▶ [Written task]:
Gather, from the listing beneath this task, every line holding the string "React".

▶ [Dataset excerpt]:

+--

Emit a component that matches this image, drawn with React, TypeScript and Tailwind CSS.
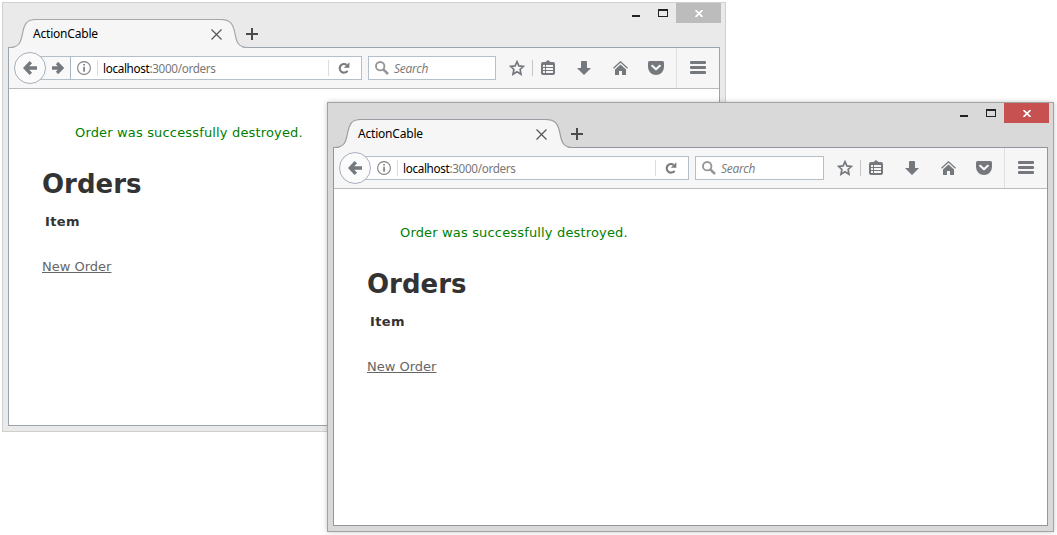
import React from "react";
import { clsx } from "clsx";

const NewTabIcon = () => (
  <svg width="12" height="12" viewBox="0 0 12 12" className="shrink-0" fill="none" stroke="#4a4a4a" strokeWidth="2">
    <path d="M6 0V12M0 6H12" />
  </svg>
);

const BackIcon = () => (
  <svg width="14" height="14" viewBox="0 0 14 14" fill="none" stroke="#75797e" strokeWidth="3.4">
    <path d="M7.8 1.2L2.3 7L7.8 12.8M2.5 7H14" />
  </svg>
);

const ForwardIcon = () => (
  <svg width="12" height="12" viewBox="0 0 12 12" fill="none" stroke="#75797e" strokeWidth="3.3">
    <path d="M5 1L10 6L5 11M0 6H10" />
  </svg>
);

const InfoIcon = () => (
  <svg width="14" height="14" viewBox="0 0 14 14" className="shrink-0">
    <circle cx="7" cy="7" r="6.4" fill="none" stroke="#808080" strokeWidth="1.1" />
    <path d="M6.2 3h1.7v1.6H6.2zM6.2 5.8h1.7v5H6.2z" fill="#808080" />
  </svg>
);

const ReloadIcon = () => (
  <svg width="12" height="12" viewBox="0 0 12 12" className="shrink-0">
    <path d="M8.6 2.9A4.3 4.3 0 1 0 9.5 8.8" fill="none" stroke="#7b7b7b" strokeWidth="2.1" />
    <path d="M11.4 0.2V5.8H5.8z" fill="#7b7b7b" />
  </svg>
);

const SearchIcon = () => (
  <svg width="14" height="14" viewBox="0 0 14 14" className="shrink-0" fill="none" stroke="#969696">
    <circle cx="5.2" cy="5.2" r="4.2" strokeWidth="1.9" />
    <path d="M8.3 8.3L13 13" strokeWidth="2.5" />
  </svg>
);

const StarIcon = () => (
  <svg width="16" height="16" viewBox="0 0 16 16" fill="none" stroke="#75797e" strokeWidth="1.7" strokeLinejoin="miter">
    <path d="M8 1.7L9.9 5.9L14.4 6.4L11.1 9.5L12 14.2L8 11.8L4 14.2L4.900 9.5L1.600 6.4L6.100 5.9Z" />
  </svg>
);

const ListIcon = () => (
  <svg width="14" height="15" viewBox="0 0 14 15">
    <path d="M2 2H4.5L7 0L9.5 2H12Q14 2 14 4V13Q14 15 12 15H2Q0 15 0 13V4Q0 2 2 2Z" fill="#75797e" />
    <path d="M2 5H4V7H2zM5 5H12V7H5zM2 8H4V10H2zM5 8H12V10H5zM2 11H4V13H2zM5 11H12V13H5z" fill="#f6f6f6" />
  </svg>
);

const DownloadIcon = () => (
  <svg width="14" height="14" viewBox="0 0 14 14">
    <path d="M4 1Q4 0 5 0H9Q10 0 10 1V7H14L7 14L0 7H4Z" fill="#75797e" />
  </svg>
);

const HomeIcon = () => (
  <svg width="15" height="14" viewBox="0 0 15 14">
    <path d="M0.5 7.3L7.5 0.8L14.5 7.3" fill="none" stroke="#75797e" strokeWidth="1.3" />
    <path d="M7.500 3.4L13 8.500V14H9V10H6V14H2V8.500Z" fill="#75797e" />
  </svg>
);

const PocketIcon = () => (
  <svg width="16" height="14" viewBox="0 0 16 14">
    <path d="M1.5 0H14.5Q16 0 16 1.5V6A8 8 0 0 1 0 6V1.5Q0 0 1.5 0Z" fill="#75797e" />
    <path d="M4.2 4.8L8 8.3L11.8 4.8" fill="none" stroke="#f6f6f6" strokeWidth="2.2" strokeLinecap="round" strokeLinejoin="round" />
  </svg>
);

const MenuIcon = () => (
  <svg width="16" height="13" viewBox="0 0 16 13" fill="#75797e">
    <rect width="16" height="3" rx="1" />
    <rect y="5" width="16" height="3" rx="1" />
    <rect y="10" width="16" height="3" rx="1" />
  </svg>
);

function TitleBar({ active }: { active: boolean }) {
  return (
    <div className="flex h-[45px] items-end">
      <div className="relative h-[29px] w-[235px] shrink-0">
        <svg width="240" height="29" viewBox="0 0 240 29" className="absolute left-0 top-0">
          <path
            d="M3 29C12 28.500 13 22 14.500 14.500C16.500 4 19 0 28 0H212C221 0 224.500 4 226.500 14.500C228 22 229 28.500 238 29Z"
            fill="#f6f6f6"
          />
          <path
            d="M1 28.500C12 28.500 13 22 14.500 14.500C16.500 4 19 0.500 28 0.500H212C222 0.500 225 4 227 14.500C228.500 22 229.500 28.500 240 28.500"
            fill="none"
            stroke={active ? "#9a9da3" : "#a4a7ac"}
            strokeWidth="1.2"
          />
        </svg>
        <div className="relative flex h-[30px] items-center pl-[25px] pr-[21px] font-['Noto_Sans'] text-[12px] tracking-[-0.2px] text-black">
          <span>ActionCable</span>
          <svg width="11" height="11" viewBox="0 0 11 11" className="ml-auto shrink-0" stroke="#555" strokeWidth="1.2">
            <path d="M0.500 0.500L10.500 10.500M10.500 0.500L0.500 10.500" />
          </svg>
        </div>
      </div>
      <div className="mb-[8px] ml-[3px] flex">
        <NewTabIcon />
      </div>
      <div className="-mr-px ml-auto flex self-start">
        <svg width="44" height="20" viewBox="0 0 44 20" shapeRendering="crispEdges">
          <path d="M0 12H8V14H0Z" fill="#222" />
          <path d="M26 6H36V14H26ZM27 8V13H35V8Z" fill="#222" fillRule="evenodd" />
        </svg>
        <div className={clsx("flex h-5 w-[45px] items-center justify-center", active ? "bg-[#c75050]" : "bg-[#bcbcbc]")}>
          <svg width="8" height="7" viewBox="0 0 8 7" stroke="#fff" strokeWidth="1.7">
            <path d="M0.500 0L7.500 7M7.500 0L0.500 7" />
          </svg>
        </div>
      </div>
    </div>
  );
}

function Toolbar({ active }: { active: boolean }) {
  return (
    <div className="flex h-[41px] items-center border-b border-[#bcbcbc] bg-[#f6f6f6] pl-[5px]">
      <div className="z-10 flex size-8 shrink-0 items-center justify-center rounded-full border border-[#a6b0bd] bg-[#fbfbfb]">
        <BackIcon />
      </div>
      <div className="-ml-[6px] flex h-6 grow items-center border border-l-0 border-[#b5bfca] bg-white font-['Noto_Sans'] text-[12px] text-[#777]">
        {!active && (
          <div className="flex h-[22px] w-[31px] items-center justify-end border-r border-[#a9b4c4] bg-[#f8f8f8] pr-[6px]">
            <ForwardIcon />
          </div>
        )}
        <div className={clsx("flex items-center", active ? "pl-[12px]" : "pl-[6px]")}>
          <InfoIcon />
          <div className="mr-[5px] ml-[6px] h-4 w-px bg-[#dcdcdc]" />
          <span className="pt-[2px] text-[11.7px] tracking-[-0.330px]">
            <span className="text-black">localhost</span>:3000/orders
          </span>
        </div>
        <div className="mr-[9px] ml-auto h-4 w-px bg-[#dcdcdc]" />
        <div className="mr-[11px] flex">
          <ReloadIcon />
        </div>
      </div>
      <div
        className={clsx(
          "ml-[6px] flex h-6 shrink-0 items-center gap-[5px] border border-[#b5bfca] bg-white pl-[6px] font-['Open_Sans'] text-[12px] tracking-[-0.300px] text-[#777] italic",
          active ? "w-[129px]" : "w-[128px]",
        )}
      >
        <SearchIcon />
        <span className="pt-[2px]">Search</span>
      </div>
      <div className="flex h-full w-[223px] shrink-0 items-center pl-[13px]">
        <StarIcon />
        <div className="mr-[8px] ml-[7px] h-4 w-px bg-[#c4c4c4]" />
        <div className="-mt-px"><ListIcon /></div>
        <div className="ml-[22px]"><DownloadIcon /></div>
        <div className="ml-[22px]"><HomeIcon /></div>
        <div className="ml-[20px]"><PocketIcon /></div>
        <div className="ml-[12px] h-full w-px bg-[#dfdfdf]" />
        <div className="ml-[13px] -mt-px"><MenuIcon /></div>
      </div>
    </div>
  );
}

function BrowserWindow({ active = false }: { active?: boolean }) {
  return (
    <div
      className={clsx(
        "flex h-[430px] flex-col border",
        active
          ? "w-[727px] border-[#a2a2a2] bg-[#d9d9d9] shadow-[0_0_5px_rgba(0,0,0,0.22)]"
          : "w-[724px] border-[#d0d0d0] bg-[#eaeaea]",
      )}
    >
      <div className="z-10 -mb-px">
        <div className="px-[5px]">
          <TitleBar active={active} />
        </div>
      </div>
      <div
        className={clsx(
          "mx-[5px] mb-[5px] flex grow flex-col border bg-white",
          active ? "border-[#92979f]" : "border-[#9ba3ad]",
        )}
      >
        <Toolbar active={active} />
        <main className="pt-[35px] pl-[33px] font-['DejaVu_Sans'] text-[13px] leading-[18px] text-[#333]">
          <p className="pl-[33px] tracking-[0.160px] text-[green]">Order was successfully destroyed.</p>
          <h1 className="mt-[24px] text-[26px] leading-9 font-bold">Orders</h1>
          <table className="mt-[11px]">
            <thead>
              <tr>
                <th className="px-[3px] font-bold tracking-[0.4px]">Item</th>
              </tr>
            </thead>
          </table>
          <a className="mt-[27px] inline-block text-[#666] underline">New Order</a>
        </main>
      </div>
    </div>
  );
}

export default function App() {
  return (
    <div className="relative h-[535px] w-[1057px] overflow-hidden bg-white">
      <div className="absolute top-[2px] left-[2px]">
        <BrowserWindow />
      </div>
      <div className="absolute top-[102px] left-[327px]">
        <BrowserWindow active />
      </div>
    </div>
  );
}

+--

▶ [Final answer]:
Emit a component that matches this image, drawn with React, TypeScript and Tailwind CSS.
import React from "react";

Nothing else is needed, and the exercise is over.